Tuesday, June 30, 2015

The Axe and the Dawn.

The morning sky as work begins. 

I’m pretty good with an axe. It comes from very long years of chopping wood when I was a kid and then moving out into the woods where trees die of natural causes, fall down, and go boom. I do own a chainsaw and I can use it with reasonable proficiency but I intend to have some down time, some time alone, and this means no chainsaw. I have never cut myself with an axe, at least not badly, and honestly, I’ve never cut myself with a chainsaw. But I have seen what accidents with chainsaws look like, and trust me, you do not want to be the better part of an hour away from an Emergency Room with a cut from a chainsaw. I certainly don’t. Oh, and by the way, I just want to cut this tree up with an axe. 

I saw this coming, no pun intended, because the tree, even though it was really very green and bushy, had a black spot on it that meant there was some rot inside. All the rains we’ve had this year have meant fuller limbs, more leaves, more new growth, and some trees just cannot handle it. They break. They die. And this one broke in half with the top half crashing down in the fence and blocking the trail. But the thick part of the tree was still connected to the trunk so it left sort of a wooden Sword Of Damocles hanging over the dogs as they trod the trail. 

Tanya the Destroyer passes fearlessly under the Broken Tree!

This sort of thing is plenty weird. It may fall in five minutes or it may be there a year from now. I couldn’t tell what was keeping it connected but I couldn’t push it over either. It was time to break out the axe, the bush hook, two six inch pieces of PVC pipe and a couple of round fence posts.

Hey! I got this, relax!

The bushy stuff has to go first. I have to get down to the bare bones of the main limb by trimming away the branches. The bush hook is good for everything less than firewood size and it goes quickly. I have to cross the fence onto my neighbor’s property so I clear away some of the fenceline for him. I know how to keep a bush hook sharp so it goes quickly even in the heat. I haul all the bushy and springy stuff to the firepit and the pile grows. About half an hour later I’m down to one large branch that’s about ten feet long and the axe makes its first appearance. I know how to sharpen an axe, too, and the branch is separated from the main trunk very quickly. I end over end it to the firepit and then the real work has to begin.

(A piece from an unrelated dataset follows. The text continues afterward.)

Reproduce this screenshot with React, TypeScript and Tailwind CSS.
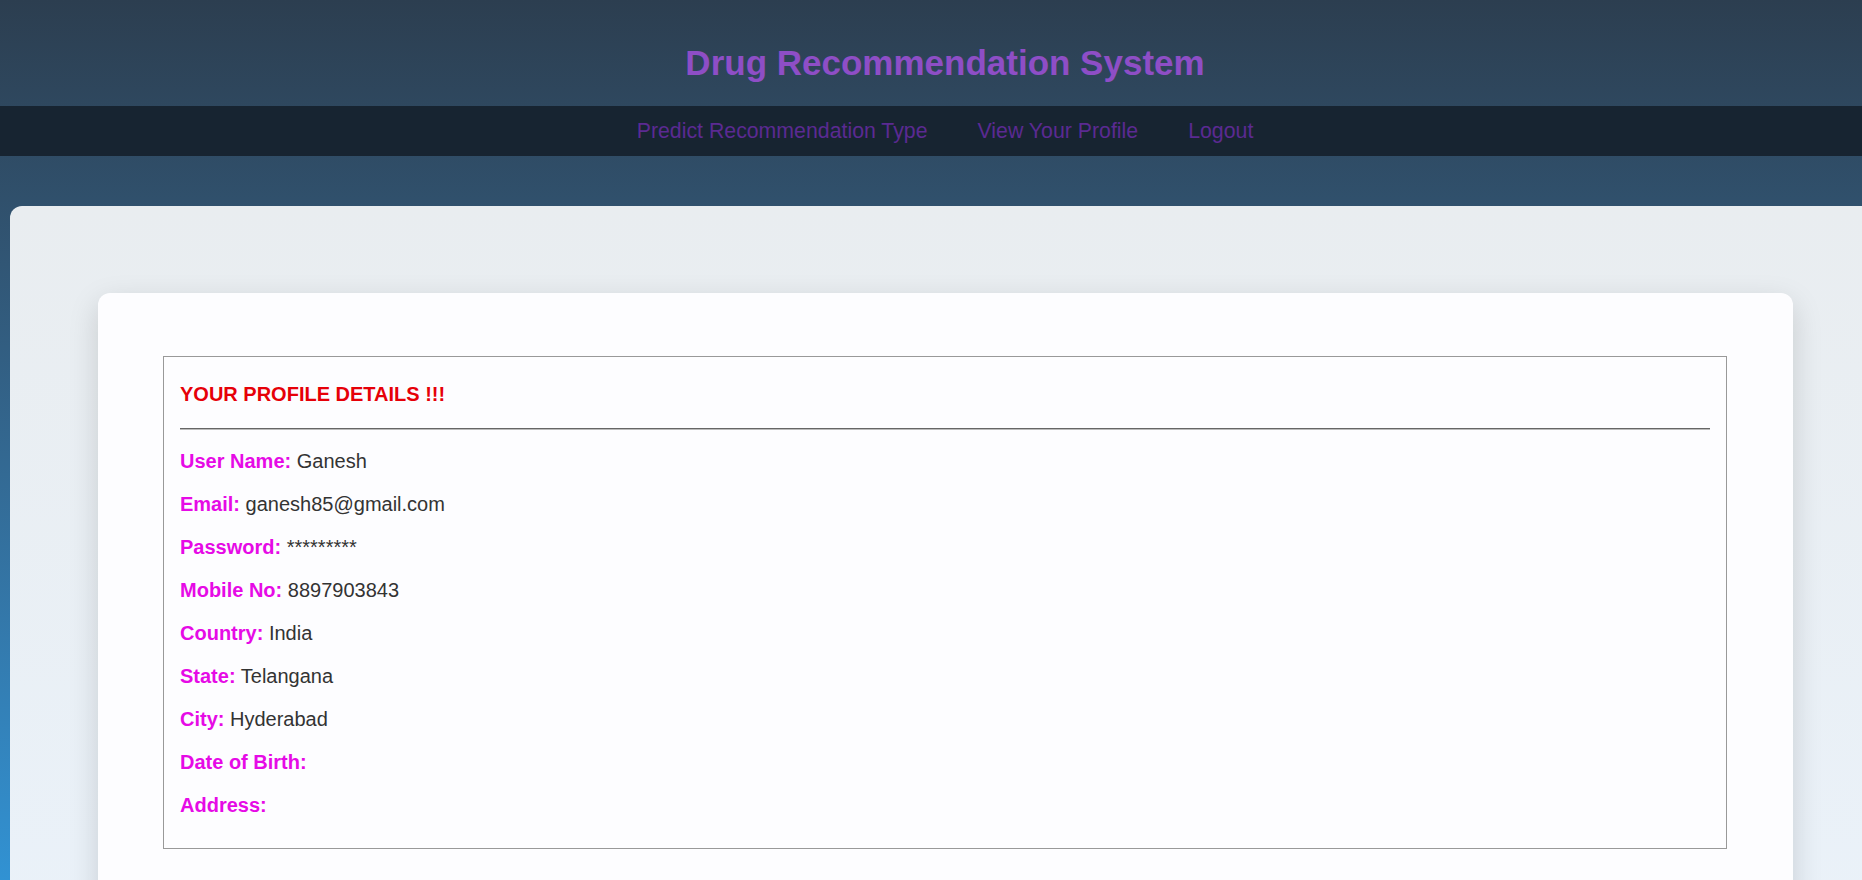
const rows: [string, string][] = [
  ["User Name:", "Ganesh"],
  ["Email:", "ganesh85@gmail.com"],
  ["Password:", "*********"],
  ["Mobile No:", "8897903843"],
  ["Country:", "India"],
  ["State:", "Telangana"],
  ["City:", "Hyderabad"],
  ["Date of Birth:", ""],
  ["Address:", ""],
];

const links = ["Predict Recommendation Type", "View Your Profile", "Logout"];

export default function App() {
  return (
    <div className="h-screen overflow-hidden bg-gradient-to-b from-[#2c3e50] to-[#3192d3] font-['Liberation_Sans',Arial,sans-serif]">
      <header className="h-[106px] flex items-center justify-center pt-[18px] pl-[28px]">
        <h1 className="text-[35px] font-bold text-[#8e4ec6] leading-none">
          Drug Recommendation System
        </h1>
      </header>

      <nav className="h-[50px] bg-[#172431] flex items-center justify-center pl-[28px] pt-[2px]">
        {links.map((l) => (
          <a key={l} href="#" className="px-[25px] text-[21.3px] text-[#5b2a92] leading-none">
            {l}
          </a>
        ))}
      </nav>

      <main className="mt-[50px] ml-[10px] w-[1900px] h-[800px] rounded-tl-[12px] bg-gradient-to-b from-[#e9edf0] to-[#eaf2fa] pl-[88px] pt-[87px]">
        <div className="w-[1695px] rounded-[12px] bg-[#fdfdff] shadow-[0_10px_30px_rgba(0,0,0,0.15)] pl-[65px] pr-[66px] pt-[63px] pb-[60px]">
          <div className="border border-[#999] bg-[#fdfdff] pl-[16px] pr-[16px] pt-[26px] pb-[31px] text-[20px] leading-[23px]">
            <h3 className="font-bold text-[#e60008]">YOUR PROFILE DETAILS !!!</h3>
            <div className="mt-[22px] border-t border-[#666] border-b border-b-[#bbb]" />
            <div className="mt-[20px] flex flex-col gap-[20px]">
              {rows.map(([k, v]) => (
                <p key={k} className="text-[#333]">
                  <span className="font-bold text-[#e60ae6]">{k}</span> {v}
                </p>
              ))}
            </div>
          </div>
        </div>
      </main>
    </div>
  );
}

Tanya inspects the firepit before the new arrivals

The photo above is the before shot of the firepit and the one below is the firepit after the first day of Axing. 

Lilith and Tanya inspect the work 

The first cut
I think one cut on the firewood sized main trunk will cause the rest of the tree to come down. I might, or might not, be right. I’ve learned to have patience with this sort of thing. I start the cut plenty wide and large chunks of woods vacate when the axe head hits. I’m impressed with my progress. I’m also impressed that the middle part of the tree is rotten and hollow. That makes my job so much easier. I hack away but much to my surprise, the piece I’m cutting doesn’t affect the arch. It breaks away, the end of the tree falls forward, but the end is still connected to the trunk. I have to make yet another cut to get the arch to fall! 

By that time, I’m getting spent. It’s ninety degrees out and the humidity is brutal. I’m panting. I’m sweating from every pore. And I am happy. This is the best work out ever! But the arch has to fall. This is a Quest. I must die if the arch does not fall!

The second cut on the main trunk

I'm sweating gallons and I'm exhausted. Worse and worse, the branch shifts, turns, but doesn't break or fall. Finally, the cut is complete. After some huffing and puff the arch falls and the dogs are all safe! 
In the background, Tanya flees the fallen arch!

End Axe One, Scene One! 

Tuesday morning see one cut and a lot of hauling.  

I have to cut this piece in half to get it to move, but no worries. After that, everything gets put on the rollers and is rolled nearly without effort to the firepit. 

All the big stuff has been moved, all the little stuff has been moved, and all in all, everything that needs to be out into the firepit is there. All I needs was an axe, a bushhook, two pieces of PVC and two fence posts! 

And a lot of sweat. 

Take Care,

1 comment:

  1. When Mike appeared with the axe, the first tree spotted the axe handle and whispered to his buddies, “It’s OK, he’s one of us.”